§ WHAT TO DO:
Where a line holds the word "styles", copy that line.

====== DATA PROVIDED

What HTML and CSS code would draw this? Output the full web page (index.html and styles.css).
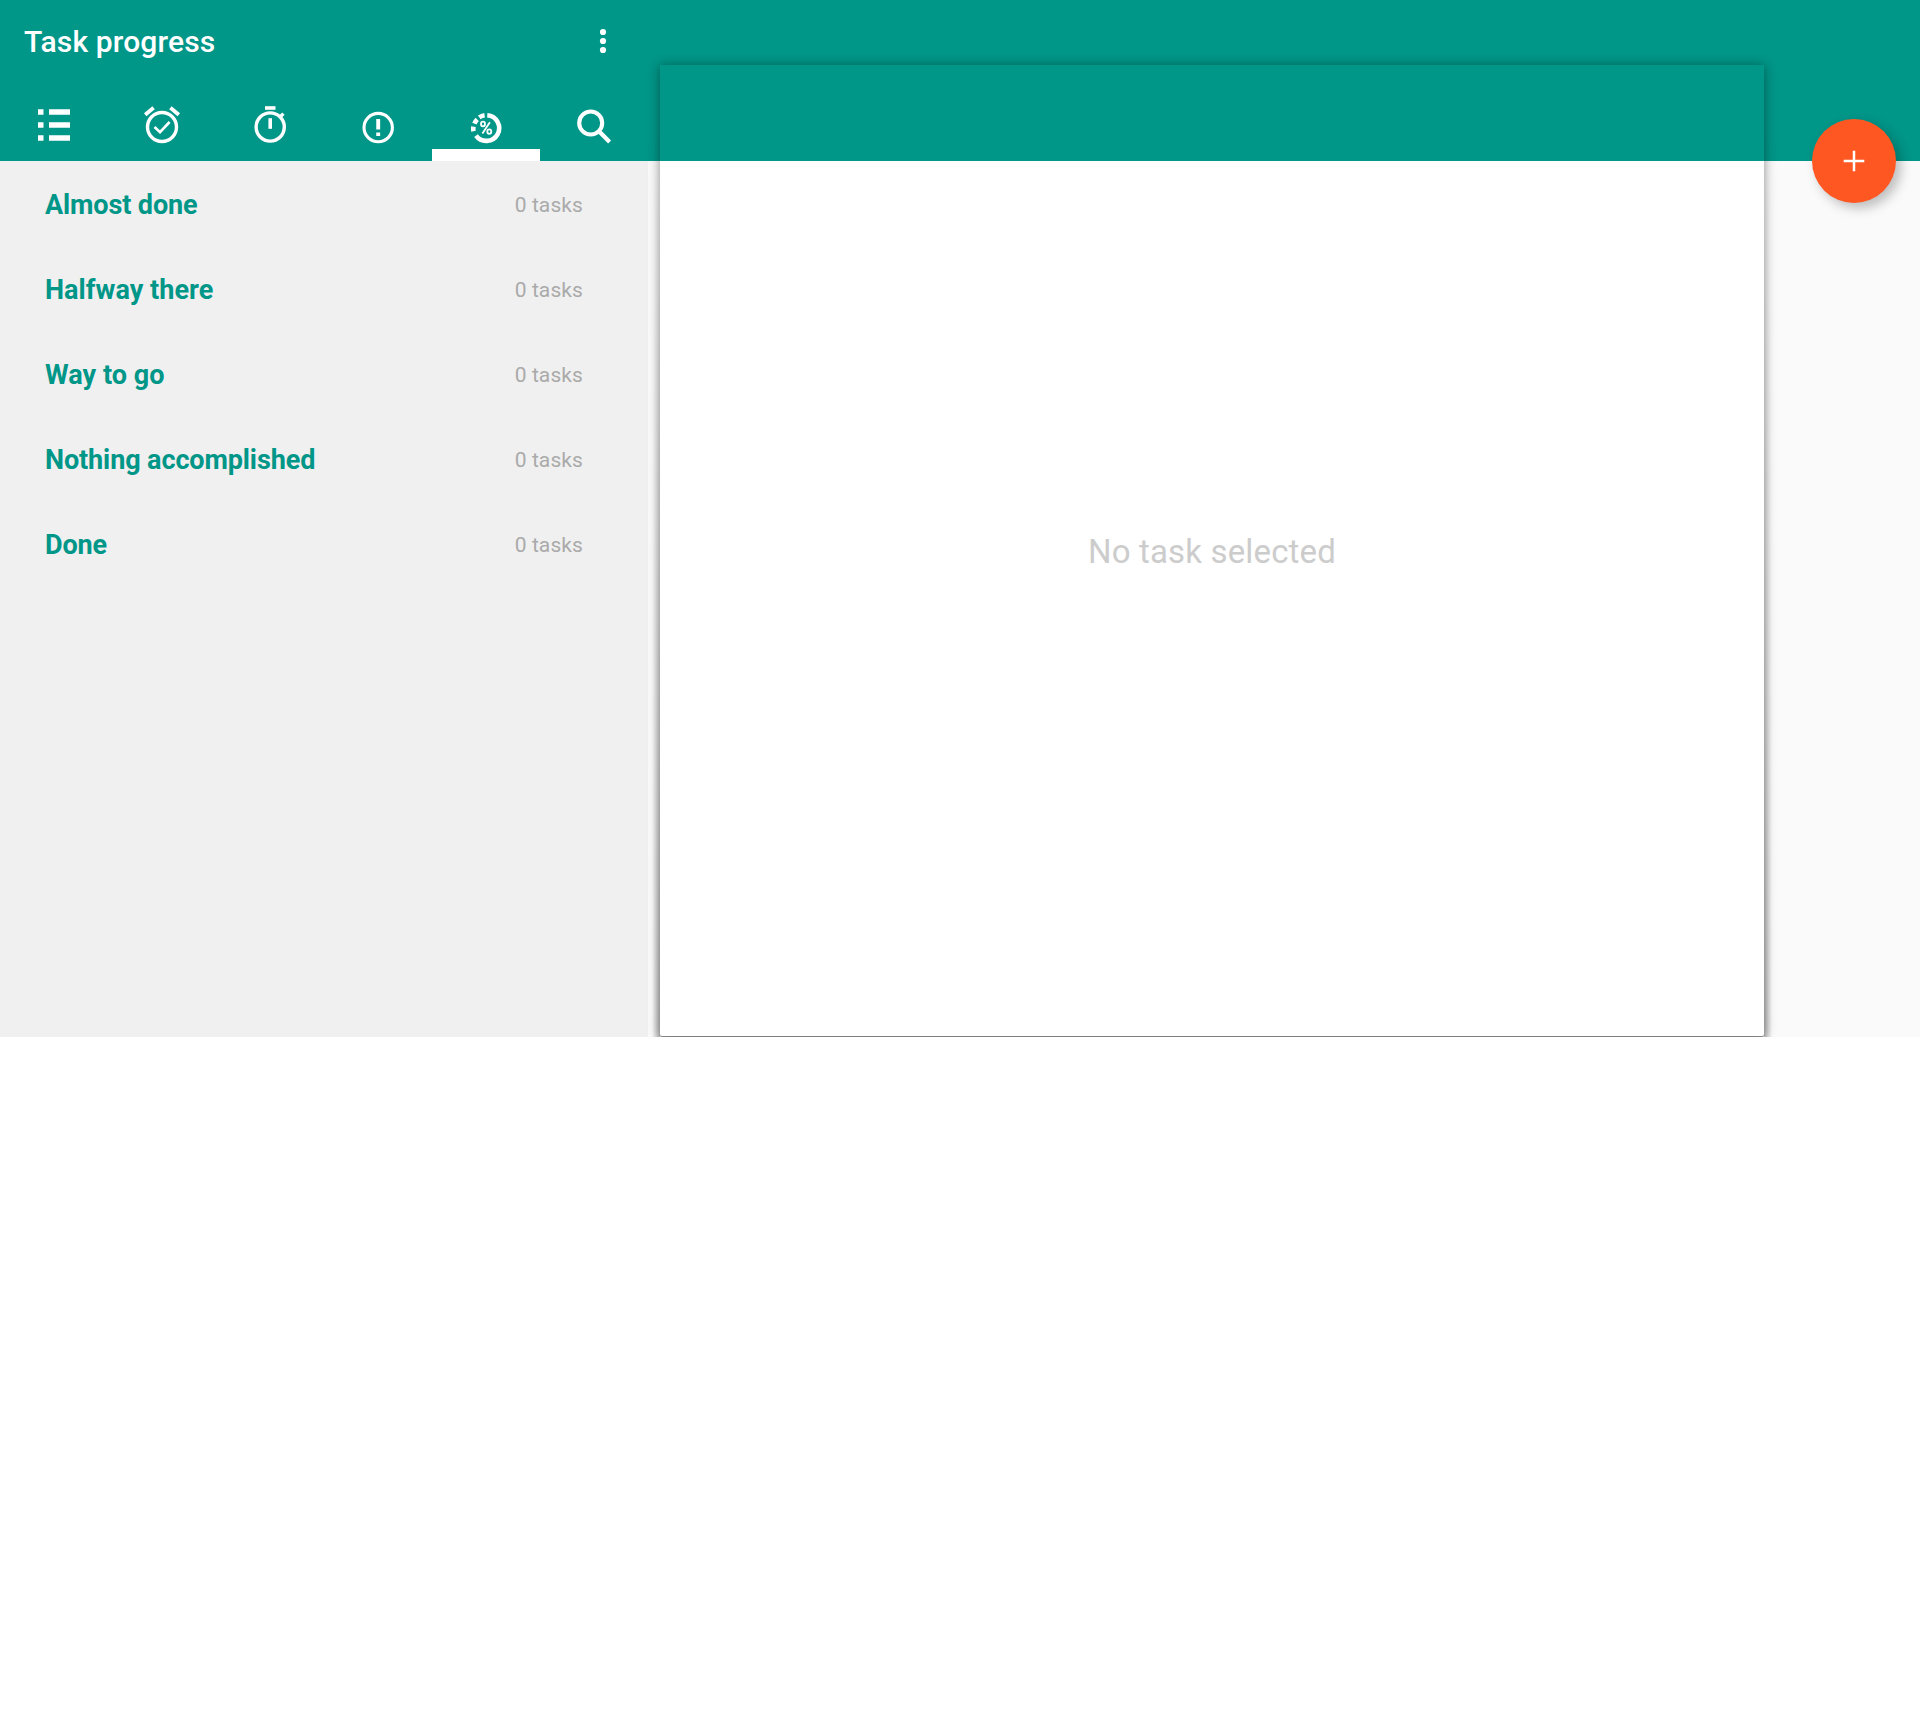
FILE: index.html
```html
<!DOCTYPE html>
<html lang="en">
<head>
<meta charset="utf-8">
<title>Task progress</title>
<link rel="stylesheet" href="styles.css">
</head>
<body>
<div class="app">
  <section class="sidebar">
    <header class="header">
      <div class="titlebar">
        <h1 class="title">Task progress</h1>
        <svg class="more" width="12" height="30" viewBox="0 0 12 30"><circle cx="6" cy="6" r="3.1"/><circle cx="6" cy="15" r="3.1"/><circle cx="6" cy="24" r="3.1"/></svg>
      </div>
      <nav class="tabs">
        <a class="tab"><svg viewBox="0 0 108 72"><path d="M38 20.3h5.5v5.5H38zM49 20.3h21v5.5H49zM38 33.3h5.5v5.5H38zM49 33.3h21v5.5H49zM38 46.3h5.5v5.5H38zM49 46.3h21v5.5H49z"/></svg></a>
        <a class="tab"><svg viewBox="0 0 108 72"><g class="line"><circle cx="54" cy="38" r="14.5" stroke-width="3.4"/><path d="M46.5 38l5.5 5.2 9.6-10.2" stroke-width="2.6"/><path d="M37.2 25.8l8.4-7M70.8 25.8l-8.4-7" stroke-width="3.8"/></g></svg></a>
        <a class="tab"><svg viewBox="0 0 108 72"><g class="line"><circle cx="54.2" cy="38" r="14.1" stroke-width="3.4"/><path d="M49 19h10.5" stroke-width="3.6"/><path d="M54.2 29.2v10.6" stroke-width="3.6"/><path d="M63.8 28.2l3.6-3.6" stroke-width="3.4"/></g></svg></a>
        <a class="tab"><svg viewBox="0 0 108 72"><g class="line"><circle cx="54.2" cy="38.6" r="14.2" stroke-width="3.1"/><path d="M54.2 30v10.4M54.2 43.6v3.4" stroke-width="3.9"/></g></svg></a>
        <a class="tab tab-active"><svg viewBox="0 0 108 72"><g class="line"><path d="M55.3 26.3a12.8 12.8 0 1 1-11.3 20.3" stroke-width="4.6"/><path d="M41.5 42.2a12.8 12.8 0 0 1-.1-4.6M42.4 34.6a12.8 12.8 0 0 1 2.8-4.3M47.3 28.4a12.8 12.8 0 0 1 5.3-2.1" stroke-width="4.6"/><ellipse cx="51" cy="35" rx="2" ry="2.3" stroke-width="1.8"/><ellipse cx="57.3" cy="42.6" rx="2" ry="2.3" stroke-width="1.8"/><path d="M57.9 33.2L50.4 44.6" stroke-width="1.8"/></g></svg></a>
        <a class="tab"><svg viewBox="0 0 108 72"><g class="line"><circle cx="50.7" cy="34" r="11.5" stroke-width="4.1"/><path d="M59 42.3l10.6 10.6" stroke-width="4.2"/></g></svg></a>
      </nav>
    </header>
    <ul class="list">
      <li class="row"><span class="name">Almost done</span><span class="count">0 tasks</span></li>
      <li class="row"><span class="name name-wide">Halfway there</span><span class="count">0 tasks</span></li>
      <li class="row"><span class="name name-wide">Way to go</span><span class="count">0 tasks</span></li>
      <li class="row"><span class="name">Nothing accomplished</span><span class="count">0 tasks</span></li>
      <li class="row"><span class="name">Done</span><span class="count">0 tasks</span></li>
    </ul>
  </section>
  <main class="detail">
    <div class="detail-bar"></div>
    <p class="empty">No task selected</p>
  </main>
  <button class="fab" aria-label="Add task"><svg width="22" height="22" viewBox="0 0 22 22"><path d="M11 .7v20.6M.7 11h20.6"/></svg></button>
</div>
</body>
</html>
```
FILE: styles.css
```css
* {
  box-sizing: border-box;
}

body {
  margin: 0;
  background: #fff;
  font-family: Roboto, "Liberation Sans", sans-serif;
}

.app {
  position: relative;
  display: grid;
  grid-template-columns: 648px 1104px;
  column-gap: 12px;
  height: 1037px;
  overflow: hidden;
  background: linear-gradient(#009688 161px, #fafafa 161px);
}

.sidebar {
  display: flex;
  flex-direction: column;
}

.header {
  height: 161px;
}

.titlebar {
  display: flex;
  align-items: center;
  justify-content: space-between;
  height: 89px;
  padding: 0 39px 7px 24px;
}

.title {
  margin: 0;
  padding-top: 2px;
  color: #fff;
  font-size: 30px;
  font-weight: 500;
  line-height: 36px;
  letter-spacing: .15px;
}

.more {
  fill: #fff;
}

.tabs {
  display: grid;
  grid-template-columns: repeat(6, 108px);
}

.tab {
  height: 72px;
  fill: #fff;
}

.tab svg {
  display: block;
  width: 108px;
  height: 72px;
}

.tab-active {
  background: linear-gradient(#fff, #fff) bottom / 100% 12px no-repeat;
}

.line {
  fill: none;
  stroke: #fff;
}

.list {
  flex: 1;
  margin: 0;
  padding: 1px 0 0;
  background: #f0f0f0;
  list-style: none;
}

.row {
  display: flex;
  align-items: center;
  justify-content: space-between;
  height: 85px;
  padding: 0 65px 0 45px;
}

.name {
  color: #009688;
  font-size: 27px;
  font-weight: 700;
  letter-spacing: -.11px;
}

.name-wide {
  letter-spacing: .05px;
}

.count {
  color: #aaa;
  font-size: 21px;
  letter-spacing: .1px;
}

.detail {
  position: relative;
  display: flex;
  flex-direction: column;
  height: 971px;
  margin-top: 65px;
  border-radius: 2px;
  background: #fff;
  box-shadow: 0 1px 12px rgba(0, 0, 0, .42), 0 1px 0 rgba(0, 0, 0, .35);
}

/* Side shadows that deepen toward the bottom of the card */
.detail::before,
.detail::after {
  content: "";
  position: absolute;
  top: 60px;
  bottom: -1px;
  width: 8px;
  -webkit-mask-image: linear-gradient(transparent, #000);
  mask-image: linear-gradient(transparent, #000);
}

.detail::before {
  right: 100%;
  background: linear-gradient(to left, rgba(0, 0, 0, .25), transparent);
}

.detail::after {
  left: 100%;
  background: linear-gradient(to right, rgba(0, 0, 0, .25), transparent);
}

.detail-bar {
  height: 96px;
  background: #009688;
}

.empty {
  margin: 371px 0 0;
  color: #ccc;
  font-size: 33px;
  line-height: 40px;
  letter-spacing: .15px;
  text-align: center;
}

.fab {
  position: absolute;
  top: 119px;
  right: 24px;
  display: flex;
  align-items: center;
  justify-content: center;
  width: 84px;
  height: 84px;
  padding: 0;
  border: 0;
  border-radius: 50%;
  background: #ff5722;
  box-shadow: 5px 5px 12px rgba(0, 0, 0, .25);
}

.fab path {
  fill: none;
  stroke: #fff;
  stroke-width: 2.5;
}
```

============

§ WRITTEN SOLUTION:
What HTML and CSS code would draw this? Output the full web page (index.html and styles.css).
<link rel="stylesheet" href="styles.css">
FILE: styles.css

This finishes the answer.